● **Exercise directions**: From the listing below, copy every line with the word "React".

● **Collected material**:
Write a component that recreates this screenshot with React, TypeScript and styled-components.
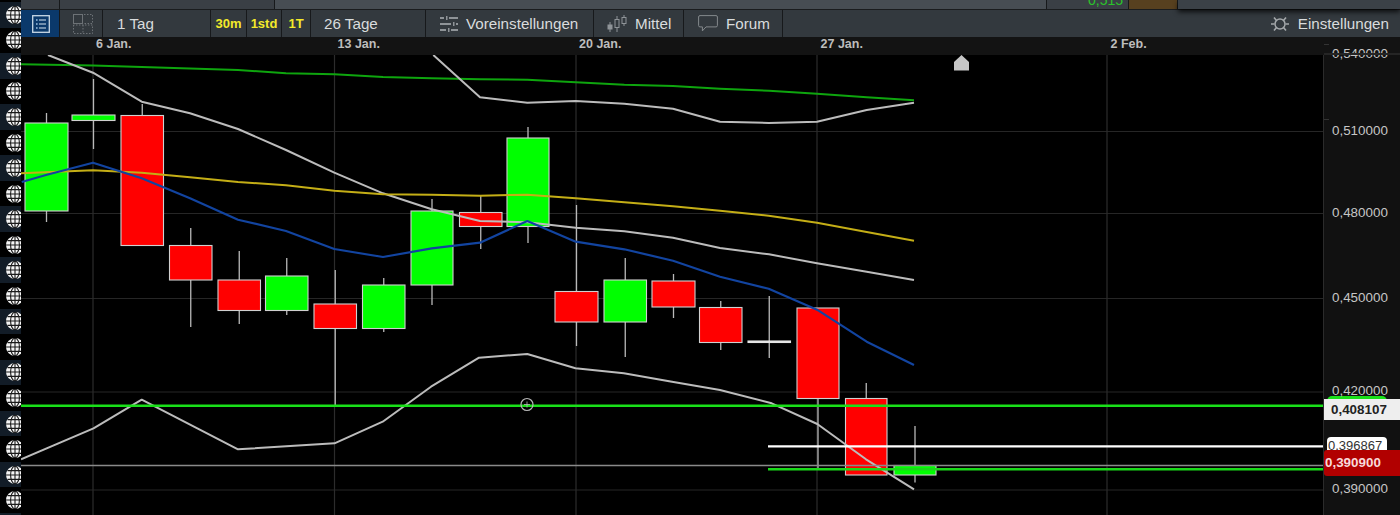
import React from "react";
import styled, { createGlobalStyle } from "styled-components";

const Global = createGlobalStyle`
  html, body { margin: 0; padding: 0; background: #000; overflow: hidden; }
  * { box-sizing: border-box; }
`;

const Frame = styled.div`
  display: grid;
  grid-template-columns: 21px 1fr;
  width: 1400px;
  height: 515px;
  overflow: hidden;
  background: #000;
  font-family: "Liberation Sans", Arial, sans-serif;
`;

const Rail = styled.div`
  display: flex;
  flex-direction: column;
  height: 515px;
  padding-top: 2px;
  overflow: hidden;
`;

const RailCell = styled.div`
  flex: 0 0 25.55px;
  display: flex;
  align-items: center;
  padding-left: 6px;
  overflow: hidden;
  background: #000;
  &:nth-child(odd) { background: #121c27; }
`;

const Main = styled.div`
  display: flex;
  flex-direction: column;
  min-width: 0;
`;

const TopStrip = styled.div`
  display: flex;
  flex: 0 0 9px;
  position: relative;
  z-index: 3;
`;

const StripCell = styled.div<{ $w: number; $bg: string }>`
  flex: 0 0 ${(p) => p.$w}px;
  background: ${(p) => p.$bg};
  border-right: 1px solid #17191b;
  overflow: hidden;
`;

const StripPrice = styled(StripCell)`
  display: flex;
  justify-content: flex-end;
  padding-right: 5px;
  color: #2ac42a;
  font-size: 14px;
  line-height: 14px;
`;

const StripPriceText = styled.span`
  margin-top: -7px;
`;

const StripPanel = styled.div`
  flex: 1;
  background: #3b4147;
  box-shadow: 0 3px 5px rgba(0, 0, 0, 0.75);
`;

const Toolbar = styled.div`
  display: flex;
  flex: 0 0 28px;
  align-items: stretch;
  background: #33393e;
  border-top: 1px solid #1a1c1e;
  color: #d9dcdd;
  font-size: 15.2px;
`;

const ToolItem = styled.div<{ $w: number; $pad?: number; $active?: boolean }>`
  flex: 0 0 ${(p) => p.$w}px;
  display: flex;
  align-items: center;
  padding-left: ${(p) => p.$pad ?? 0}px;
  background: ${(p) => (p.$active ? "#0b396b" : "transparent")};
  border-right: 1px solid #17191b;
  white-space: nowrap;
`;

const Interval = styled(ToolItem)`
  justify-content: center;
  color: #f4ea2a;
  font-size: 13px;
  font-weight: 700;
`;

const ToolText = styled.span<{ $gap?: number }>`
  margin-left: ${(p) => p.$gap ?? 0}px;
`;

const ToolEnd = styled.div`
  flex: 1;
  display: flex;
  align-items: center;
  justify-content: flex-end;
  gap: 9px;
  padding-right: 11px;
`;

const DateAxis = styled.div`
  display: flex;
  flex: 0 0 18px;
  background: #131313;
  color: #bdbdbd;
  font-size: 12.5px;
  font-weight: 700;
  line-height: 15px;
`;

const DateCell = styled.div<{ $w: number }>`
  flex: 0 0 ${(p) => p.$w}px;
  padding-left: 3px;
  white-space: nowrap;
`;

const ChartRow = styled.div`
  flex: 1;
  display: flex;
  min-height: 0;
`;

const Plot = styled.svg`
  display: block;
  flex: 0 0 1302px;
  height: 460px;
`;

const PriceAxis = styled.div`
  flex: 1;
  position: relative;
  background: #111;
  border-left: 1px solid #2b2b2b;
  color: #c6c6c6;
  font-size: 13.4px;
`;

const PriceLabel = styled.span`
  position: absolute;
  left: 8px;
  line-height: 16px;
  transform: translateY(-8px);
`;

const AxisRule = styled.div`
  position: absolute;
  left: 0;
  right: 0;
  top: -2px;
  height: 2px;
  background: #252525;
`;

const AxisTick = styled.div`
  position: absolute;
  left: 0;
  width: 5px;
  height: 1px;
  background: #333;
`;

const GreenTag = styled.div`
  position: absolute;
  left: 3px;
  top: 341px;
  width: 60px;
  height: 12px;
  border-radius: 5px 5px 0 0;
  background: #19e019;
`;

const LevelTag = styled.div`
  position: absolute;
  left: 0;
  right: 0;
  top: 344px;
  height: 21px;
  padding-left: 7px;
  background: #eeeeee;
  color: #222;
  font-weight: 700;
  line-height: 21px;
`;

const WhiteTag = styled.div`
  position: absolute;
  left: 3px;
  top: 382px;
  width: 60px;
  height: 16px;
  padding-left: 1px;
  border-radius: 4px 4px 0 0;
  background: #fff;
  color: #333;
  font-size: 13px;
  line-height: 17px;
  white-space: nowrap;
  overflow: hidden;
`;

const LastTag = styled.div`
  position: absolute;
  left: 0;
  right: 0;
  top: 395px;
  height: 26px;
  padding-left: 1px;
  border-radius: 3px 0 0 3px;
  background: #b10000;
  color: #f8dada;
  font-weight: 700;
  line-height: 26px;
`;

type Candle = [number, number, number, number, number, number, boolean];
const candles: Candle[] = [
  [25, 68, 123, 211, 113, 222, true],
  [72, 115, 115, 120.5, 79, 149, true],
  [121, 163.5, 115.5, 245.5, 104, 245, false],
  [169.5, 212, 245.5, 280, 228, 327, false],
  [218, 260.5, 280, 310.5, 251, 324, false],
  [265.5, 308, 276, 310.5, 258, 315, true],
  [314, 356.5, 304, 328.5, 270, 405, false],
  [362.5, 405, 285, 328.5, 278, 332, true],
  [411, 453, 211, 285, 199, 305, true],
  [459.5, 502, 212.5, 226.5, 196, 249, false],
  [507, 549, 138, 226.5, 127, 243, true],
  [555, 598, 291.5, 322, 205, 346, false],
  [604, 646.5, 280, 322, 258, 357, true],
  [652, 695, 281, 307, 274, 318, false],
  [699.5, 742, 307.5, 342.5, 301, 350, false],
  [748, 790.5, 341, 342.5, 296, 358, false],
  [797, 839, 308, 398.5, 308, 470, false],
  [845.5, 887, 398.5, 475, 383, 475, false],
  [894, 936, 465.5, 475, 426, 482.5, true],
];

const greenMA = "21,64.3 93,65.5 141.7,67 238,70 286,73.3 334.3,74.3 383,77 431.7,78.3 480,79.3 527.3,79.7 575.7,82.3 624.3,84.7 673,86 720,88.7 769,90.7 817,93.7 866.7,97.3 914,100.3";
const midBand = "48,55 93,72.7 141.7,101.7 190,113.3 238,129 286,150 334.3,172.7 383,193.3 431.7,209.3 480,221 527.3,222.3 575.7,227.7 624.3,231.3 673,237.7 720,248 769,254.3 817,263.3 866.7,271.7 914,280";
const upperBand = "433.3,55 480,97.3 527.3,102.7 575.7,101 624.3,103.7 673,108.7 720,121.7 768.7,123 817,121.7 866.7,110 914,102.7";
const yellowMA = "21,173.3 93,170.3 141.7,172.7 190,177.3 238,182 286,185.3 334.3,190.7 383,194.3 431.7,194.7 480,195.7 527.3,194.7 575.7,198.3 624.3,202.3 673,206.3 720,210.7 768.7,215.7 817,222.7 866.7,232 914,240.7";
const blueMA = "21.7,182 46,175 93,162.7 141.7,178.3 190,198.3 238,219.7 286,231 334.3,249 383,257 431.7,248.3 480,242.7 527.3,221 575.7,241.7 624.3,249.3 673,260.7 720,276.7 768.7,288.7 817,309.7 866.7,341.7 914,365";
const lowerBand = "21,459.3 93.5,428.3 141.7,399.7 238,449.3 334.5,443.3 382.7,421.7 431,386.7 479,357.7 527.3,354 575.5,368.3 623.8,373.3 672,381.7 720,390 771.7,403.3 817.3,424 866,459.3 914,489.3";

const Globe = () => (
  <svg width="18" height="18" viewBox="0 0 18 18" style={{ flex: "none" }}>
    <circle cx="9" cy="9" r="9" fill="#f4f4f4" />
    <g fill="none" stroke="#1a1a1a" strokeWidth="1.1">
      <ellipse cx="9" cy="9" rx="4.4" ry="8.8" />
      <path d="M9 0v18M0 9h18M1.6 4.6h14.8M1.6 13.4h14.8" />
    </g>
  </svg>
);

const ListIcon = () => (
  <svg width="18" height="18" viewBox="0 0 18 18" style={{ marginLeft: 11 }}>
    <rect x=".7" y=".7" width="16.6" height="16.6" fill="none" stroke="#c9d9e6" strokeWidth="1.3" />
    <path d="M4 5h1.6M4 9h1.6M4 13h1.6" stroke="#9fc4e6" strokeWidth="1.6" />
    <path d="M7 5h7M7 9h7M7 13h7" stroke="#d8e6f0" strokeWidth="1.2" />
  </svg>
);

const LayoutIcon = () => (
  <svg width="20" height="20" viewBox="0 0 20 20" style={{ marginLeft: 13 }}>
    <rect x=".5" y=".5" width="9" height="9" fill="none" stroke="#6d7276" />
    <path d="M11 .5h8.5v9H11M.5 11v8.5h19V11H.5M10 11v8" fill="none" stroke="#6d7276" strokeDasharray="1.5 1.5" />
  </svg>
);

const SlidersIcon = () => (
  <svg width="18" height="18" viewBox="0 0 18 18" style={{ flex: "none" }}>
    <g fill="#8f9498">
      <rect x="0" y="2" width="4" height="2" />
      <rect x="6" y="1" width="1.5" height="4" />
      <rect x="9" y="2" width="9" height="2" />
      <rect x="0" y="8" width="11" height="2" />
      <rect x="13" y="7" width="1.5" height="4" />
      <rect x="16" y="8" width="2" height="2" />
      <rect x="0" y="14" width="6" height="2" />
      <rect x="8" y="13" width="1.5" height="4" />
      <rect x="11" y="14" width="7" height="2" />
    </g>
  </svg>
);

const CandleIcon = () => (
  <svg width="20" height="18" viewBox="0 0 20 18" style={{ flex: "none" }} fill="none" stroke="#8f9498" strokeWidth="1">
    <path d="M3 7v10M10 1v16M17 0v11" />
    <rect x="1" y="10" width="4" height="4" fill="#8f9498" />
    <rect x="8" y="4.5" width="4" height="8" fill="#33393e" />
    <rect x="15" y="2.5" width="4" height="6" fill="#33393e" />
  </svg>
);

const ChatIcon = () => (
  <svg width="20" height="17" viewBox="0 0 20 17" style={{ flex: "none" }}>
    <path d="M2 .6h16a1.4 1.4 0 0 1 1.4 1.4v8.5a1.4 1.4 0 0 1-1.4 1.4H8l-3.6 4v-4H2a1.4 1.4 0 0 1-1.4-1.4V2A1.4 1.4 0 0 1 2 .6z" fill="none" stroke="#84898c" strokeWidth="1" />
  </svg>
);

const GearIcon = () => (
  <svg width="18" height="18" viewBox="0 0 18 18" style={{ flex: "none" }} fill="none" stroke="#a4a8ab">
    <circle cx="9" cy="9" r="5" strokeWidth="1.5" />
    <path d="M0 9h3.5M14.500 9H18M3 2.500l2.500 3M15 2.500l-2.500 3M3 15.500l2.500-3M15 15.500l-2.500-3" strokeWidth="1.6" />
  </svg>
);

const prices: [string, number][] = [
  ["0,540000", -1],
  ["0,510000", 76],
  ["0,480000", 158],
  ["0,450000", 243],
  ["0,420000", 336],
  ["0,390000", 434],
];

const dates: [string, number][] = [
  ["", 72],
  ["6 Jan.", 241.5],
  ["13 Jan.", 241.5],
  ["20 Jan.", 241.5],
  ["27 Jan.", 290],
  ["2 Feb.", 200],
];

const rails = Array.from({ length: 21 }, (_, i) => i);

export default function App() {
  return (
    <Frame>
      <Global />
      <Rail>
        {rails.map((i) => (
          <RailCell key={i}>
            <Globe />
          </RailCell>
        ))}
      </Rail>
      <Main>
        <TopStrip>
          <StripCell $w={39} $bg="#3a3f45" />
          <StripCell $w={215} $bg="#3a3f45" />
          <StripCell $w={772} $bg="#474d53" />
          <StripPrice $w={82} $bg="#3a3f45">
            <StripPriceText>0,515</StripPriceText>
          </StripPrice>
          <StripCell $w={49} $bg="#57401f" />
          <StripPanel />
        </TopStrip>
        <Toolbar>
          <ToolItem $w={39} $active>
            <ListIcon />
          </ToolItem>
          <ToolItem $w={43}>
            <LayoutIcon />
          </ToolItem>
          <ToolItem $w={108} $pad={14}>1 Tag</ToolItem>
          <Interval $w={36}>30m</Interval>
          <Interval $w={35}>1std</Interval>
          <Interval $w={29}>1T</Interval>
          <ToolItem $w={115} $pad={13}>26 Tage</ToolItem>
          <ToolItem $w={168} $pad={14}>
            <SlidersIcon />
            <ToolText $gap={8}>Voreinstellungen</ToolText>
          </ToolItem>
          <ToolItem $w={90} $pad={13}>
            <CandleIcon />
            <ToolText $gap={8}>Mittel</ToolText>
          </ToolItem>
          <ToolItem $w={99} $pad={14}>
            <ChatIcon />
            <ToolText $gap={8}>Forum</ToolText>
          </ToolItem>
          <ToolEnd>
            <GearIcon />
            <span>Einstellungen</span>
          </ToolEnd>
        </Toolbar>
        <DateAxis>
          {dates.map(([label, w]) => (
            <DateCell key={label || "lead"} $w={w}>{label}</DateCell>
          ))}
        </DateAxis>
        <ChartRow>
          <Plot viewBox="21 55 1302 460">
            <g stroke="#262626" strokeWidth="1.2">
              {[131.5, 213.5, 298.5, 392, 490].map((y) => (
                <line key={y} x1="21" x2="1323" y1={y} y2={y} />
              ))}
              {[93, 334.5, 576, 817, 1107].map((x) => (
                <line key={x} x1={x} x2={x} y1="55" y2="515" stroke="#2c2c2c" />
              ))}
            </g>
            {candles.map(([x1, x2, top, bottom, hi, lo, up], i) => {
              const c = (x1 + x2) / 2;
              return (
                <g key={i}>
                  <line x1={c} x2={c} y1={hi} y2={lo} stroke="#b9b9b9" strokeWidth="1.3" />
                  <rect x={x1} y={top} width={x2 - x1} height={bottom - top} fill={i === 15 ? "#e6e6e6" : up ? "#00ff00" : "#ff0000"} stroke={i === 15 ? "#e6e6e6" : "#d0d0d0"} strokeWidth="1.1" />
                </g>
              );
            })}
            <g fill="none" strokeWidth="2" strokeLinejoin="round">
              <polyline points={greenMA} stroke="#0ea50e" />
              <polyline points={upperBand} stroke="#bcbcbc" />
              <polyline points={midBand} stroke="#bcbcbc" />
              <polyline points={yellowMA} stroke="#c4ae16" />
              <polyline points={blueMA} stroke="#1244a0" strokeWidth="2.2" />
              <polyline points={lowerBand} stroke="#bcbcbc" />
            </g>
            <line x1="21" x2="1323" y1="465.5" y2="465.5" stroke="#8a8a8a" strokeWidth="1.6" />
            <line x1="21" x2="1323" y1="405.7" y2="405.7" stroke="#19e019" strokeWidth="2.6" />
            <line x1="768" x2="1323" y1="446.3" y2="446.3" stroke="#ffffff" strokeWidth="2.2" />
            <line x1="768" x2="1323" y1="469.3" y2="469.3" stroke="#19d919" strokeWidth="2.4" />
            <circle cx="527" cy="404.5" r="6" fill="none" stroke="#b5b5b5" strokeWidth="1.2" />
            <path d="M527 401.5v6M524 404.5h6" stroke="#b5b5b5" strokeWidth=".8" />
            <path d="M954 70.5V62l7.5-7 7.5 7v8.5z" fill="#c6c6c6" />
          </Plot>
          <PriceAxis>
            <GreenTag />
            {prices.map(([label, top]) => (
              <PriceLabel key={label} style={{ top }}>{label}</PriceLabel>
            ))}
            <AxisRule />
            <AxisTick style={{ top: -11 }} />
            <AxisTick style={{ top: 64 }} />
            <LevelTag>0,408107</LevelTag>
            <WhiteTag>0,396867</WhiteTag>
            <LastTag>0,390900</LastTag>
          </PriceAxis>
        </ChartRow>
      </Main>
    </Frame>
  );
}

● **Written solution**:
Write a component that recreates this screenshot with React, TypeScript and styled-components.
import React from "react";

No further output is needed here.